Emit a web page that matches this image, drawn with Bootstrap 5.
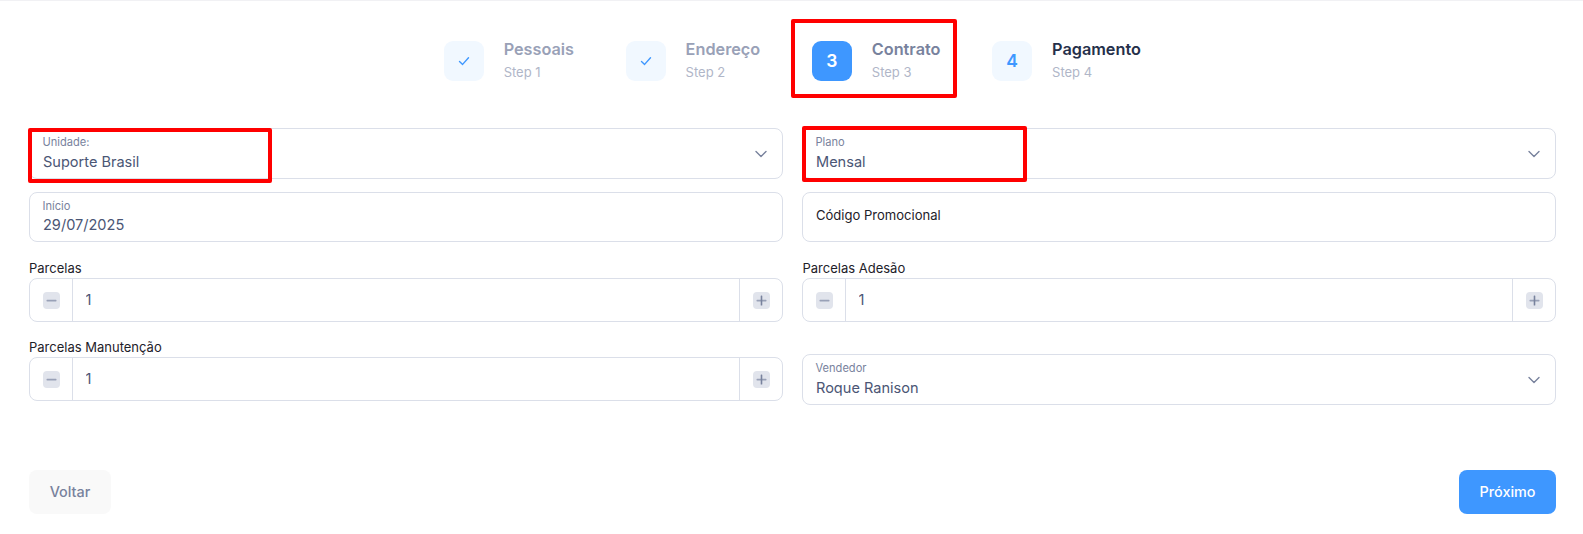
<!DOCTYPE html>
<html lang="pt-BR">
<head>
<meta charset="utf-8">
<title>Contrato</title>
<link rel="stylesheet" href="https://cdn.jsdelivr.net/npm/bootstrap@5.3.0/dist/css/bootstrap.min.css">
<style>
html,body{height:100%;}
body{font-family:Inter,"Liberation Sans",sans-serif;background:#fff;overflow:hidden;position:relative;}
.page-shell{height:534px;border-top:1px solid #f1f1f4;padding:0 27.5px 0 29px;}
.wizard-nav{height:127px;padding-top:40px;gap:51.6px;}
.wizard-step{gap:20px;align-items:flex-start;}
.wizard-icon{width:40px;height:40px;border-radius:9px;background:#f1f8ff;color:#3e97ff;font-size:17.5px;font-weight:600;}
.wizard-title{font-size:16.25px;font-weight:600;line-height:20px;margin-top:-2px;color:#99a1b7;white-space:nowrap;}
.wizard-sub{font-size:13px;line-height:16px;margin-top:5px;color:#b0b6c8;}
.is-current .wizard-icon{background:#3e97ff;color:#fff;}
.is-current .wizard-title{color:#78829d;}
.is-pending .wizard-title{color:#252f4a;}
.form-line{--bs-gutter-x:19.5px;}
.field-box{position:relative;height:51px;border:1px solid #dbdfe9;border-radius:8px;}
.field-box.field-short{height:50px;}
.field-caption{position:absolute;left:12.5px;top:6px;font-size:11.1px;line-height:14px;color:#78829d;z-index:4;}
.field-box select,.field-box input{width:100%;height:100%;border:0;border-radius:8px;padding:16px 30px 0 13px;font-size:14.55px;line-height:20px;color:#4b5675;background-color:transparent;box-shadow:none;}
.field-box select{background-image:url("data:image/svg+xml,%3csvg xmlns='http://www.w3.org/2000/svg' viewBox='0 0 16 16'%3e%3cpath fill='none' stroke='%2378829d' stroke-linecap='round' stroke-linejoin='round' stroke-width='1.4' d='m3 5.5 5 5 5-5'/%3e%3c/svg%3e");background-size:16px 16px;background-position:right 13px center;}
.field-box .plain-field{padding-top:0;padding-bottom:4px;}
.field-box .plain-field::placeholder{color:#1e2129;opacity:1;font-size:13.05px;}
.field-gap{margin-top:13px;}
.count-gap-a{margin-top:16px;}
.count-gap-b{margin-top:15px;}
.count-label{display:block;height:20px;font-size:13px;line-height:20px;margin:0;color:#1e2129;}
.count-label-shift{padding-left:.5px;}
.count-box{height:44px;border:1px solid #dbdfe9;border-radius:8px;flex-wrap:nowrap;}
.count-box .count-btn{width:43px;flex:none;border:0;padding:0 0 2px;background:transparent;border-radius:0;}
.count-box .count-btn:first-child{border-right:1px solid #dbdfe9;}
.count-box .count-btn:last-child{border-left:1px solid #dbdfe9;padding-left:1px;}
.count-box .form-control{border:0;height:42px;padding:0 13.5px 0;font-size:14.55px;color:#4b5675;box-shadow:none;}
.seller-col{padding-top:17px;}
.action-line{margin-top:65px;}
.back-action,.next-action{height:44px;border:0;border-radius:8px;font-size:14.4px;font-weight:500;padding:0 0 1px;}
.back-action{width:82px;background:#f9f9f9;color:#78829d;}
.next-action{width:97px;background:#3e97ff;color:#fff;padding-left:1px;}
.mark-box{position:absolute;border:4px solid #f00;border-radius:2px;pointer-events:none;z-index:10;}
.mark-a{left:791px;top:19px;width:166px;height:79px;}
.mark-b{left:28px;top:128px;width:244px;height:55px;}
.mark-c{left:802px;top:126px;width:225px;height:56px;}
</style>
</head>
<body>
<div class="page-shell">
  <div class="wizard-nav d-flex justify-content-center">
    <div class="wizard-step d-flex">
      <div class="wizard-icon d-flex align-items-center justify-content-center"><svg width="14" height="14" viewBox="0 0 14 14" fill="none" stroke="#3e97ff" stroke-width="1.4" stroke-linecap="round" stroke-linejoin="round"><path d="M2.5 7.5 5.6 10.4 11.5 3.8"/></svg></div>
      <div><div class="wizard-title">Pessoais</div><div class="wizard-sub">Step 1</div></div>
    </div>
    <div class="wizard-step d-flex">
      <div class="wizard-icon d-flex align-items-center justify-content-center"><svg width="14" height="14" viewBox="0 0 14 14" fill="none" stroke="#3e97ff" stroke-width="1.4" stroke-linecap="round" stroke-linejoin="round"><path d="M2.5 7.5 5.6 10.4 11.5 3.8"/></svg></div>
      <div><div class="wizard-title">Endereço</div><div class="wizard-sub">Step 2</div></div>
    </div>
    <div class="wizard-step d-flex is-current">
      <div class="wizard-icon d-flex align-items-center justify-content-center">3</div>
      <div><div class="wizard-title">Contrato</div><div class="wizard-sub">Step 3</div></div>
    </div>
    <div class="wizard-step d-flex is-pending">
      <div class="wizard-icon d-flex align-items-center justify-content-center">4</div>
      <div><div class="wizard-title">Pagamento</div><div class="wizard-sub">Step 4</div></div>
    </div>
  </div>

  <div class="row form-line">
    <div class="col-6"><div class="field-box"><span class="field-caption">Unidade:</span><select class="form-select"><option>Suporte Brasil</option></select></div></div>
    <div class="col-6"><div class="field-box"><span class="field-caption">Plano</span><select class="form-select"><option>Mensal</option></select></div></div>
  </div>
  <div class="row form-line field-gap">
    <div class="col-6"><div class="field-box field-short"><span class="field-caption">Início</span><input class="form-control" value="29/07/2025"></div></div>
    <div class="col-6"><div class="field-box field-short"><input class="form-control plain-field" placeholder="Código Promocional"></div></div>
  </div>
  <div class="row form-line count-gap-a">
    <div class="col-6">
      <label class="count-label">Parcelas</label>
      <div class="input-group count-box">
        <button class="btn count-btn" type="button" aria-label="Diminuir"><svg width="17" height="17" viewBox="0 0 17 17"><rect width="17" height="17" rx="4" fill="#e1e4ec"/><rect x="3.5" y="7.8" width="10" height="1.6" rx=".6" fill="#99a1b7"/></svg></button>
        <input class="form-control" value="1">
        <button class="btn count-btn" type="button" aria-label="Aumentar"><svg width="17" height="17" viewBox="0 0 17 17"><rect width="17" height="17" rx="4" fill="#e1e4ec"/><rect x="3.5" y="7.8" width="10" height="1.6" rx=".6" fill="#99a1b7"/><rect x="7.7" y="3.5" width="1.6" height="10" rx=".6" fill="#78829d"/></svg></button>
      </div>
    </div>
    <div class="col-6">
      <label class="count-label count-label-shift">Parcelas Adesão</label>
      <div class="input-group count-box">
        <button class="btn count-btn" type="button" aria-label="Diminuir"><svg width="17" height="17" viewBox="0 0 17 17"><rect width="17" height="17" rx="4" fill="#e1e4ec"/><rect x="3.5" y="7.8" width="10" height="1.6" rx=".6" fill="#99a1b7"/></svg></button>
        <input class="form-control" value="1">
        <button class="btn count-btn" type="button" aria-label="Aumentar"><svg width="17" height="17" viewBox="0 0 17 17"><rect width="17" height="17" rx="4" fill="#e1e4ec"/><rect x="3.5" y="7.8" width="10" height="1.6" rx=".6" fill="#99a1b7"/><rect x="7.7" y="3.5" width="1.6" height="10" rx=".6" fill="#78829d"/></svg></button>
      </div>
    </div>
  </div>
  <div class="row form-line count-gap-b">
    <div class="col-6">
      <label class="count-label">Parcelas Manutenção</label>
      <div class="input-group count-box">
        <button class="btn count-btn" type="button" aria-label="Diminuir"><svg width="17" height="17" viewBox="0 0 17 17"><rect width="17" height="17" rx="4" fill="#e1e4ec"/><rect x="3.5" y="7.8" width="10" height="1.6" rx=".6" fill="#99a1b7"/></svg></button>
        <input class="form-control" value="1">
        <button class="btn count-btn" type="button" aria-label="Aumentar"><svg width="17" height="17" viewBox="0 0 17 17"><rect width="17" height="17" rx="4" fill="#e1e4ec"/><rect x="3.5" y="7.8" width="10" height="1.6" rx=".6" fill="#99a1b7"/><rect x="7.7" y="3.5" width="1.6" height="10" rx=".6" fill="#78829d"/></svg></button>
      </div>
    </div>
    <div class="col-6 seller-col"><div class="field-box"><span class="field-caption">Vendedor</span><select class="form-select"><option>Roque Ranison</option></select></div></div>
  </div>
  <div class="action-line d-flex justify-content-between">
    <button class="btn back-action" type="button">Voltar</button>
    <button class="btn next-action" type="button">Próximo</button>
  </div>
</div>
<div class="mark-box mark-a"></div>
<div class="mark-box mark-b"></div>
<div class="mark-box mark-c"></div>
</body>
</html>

Goal:
Say how many lines of the data include the string "page". Nothing other than the number should be given.

Written reply:
3